The unions have been quick to point to the fiasco-ridden energy privatization schemes in Britain, California, Italy and the North Eastern US and Canada; critics note that the cost of dividing up integrated national producers, advertizing spending, and the rampant corruption for which the Californian electricity industry became famous, result in price increases and deteriorating services.

Critics of the amendment maintain that allowing private capital investments in the EDF will subject the producer to the spurious interests of corporations seeking quick profits. Electricity prices will be subject to market forces, undermining the original equity and access goals of the EDF´s statute. Meanwhile, private investors are unlikely to make costly investments in facilities that will be used only in times of high demand.

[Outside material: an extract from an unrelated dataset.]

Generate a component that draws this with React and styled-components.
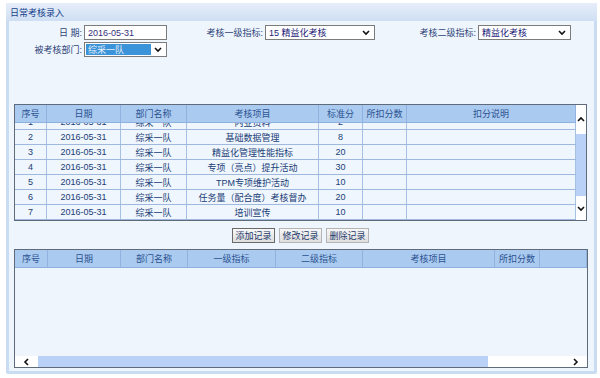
import React from 'react';
import styled, { createGlobalStyle } from 'styled-components';

const GlobalStyle = createGlobalStyle`
  html, body { margin: 0; padding: 0; background: #fff; }
  body {
    font-family: "Liberation Sans", "Noto Sans CJK SC", sans-serif;
    font-size: 8.5px;
    color: #1f3c78;
  }
  * { box-sizing: border-box; }
`;

const Panel = styled.div`
  margin: 3px 0 0 6px;
  width: 591px;
  height: 371px;
  display: flex;
  flex-direction: column;
  background: #cadcf2;
  border-radius: 2px;
`;

const TitleBar = styled.div`
  height: 18px;
  display: flex;
  align-items: center;
  padding-left: 4px;
  background: linear-gradient(#e6eef9, #cfdff3);
  color: #15428b;
  font-size: 9px;
`;

const Body = styled.div`
  flex: 1;
  margin: 0 3px 3px 3px;
  background: #eef5fd;
  padding-top: 4px;
  display: flex;
  flex-direction: column;
`;

const FormRow = styled.div`
  display: flex;
  align-items: center;
  height: 15px;
  padding-left: 11px;
  margin-bottom: 2px;
`;

const Label = styled.span`
  width: ${(p) => p.w}px;
  text-align: right;
  padding-right: 2px;
  color: #2e4677;
  font-size: 9px;
  white-space: nowrap;
`;

const TextBox = styled.div`
  width: ${(p) => p.w}px;
  height: 15px;
  border: 1px solid #7b7b7b;
  background: #fff;
  display: flex;
  align-items: center;
  padding-left: 3px;
  color: #35307c;
  font-size: 9px;
`;

const SelectBox = styled.div`
  width: ${(p) => p.w}px;
  height: 15px;
  border: 1px solid #7b7b7b;
  background: #fff;
  display: flex;
  align-items: stretch;
  padding: 1px;
  color: #1c1c78;
  font-size: 9px;
`;

const SelectValue = styled.div`
  flex: 1;
  display: flex;
  align-items: center;
  padding-left: 2px;
  background: ${(p) => (p.selected ? '#3b94d9' : 'transparent')};
  color: ${(p) => (p.selected ? '#e8eef6' : '#1c1c78')};
`;

const SelectArrow = styled.div`
  width: 14px;
  display: flex;
  align-items: center;
  justify-content: center;
`;

const Chevron = ({ dir = 'down' }) => {
  const pts = {
    down: '1,2 4,5 7,2',
    up: '1,5 4,2 7,5',
    left: '5,1 2,4 5,7',
    right: '2,1 5,4 2,7',
  }[dir];
  return (
    <svg width="8" height="8" viewBox="0 0 8 8">
      <polyline points={pts} fill="none" stroke="#111" strokeWidth="1.6" />
    </svg>
  );
};

const TableFrame = styled.div`
  margin-left: 5px;
  width: ${(p) => p.w}px;
  height: ${(p) => p.h}px;
  border: 1px solid #5f6b7a;
  display: flex;
  flex-direction: ${(p) => p.dir || 'row'};
  background: #eef5fd;
  overflow: hidden;
`;

const TableMain = styled.div`
  flex: 1;
  display: flex;
  flex-direction: column;
  min-width: 0;
`;

const Row = styled.div`
  display: grid;
  grid-template-columns: ${(p) => p.cols};
  height: ${(p) => p.h}px;
  flex-shrink: 0;
  background: ${(p) => (p.head ? '#abcaef' : '#eff6fd')};
  border-bottom: 1px solid ${(p) => (p.head ? '#8eb0dd' : '#9fb9de')};
`;

const Cell = styled.div`
  display: flex;
  align-items: center;
  justify-content: center;
  padding: 0 2px;
  border-right: 1px solid ${(p) => (p.head ? '#8fb2df' : '#a6bfe2')};
  white-space: nowrap;
  overflow: hidden;
  color: ${(p) => (p.head ? '#2a5391' : '#213d76')};
  font-size: 9px;
  &:last-child { border-right: ${(p) => (p.last ? 'none' : '')}; }
`;

const RowsClip = styled.div`
  flex: 1;
  overflow: hidden;
`;

const RowsInner = styled.div`
  margin-top: -8px;
`;

const VScroll = styled.div`
  width: 10px;
  display: flex;
  flex-direction: column;
  background: #fff;
`;

const ScrollBtn = styled.div`
  height: ${(p) => p.h}px;
  width: ${(p) => p.w}px;
  display: flex;
  align-items: center;
  justify-content: center;
  flex-shrink: 0;
  background: #fff;
`;

const Thumb = styled.div`
  background: #b9d1f6;
  flex-shrink: 0;
  height: ${(p) => p.h}px;
  width: ${(p) => p.w}px;
`;

const Track = styled.div`
  flex: 1;
  background: #fff;
`;

const ButtonBar = styled.div`
  display: flex;
  justify-content: center;
  gap: 4px;
  margin: 7px 0 6px 0;
  width: 583px;
`;

const Button = styled.div`
  width: 43px;
  height: 15px;
  display: flex;
  align-items: center;
  justify-content: center;
  border: 1px solid ${(p) => (p.focused ? '#6a6a6a' : '#b4b4b4')};
  background: linear-gradient(#f7f7f7, #dedede);
  color: #243a6a;
  font-size: 9px;
`;

const HScroll = styled.div`
  height: 11px;
  display: flex;
  flex-shrink: 0;
  background: #fff;
`;

const BottomBody = styled.div`
  flex: 1;
`;

const topCols = '32px 74px 66px 132px 44px 44px 169px';
const bottomCols = '33px 73px 67px 88px 87px 132px 45px 47px';

const topHead = ['序号', '日期', '部门名称', '考核项目', '标准分', '所扣分数', '扣分说明'];
const bottomHead = ['序号', '日期', '部门名称', '一级指标', '二级指标', '考核项目', '所扣分数', ''];

const rows = [
  ['1', '2016-05-31', '综采一队', '内业资料', '2'],
  ['2', '2016-05-31', '综采一队', '基础数据管理', '8'],
  ['3', '2016-05-31', '综采一队', '精益化管理性能指标', '20'],
  ['4', '2016-05-31', '综采一队', '专项（亮点）提升活动', '30'],
  ['5', '2016-05-31', '综采一队', 'TPM专项维护活动', '10'],
  ['6', '2016-05-31', '综采一队', '任务量（配合度）考核督办', '20'],
  ['7', '2016-05-31', '综采一队', '培训宣传', '10'],
];

export default function App() {
  return (
    <>
      <GlobalStyle />
      <Panel>
        <TitleBar>日常考核录入</TitleBar>
        <Body>
          <FormRow>
            <Label w={64}>日 期:</Label>
            <TextBox w={83}>2016-05-31</TextBox>
            <Label w={98}>考核一级指标:</Label>
            <SelectBox w={110}>
              <SelectValue>15 精益化考核</SelectValue>
              <SelectArrow><Chevron /></SelectArrow>
            </SelectBox>
            <Label w={103}>考核二级指标:</Label>
            <SelectBox w={93}>
              <SelectValue>精益化考核</SelectValue>
              <SelectArrow><Chevron /></SelectArrow>
            </SelectBox>
          </FormRow>
          <FormRow>
            <Label w={64}>被考核部门:</Label>
            <SelectBox w={83}>
              <SelectValue selected>综采一队</SelectValue>
              <SelectArrow><Chevron /></SelectArrow>
            </SelectBox>
          </FormRow>

          <div style={{ height: 45 }} />

          <TableFrame w={573} h={117}>
            <TableMain>
              <Row head cols={topCols} h={18}>
                {topHead.map((h) => (
                  <Cell head key={h}>{h}</Cell>
                ))}
              </Row>
              <RowsClip>
                <RowsInner>
                  {rows.map((r) => (
                    <Row cols={topCols} h={15} key={r[0]}>
                      {r.map((c, i) => (
                        <Cell key={i}>{c}</Cell>
                      ))}
                      <Cell />
                      <Cell />
                    </Row>
                  ))}
                </RowsInner>
              </RowsClip>
            </TableMain>
            <VScroll>
              <ScrollBtn h={29}><Chevron dir="up" /></ScrollBtn>
              <Thumb h={62} />
              <Track />
              <ScrollBtn h={22}><Chevron dir="down" /></ScrollBtn>
            </VScroll>
          </TableFrame>

          <ButtonBar>
            <Button focused>添加记录</Button>
            <Button>修改记录</Button>
            <Button>删除记录</Button>
          </ButtonBar>

          <TableFrame w={574} h={119} dir="column">
            <Row head cols={bottomCols} h={18}>
              {bottomHead.map((h, i) => (
                <Cell head key={i}>{h}</Cell>
              ))}
            </Row>
            <BottomBody />
            <HScroll>
              <ScrollBtn w={23} h={11}><Chevron dir="left" /></ScrollBtn>
              <Thumb w={450} />
              <Track />
              <ScrollBtn w={23} h={11}><Chevron dir="right" /></ScrollBtn>
            </HScroll>
          </TableFrame>
        </Body>
      </Panel>
    </>
  );
}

This is particularly worrying in the context of the French electricity sector, where nuclear energy plays an important role. According to Le Monde Diplomatique, the reduction of 8,800 EDF jobs in the few past years has already impacted the maintenance of the nation´s nuclear power plants, and this situation will only become more precarious with the further job losses that privatization will likely entail.

Sarkozy rationalizes the move as necessary to ensure the success of the current national producers on the european scene. However, critics have noted that it is extremely difficult to effectively transport electricity, raising doubts about the plausibility of a common European electricity market.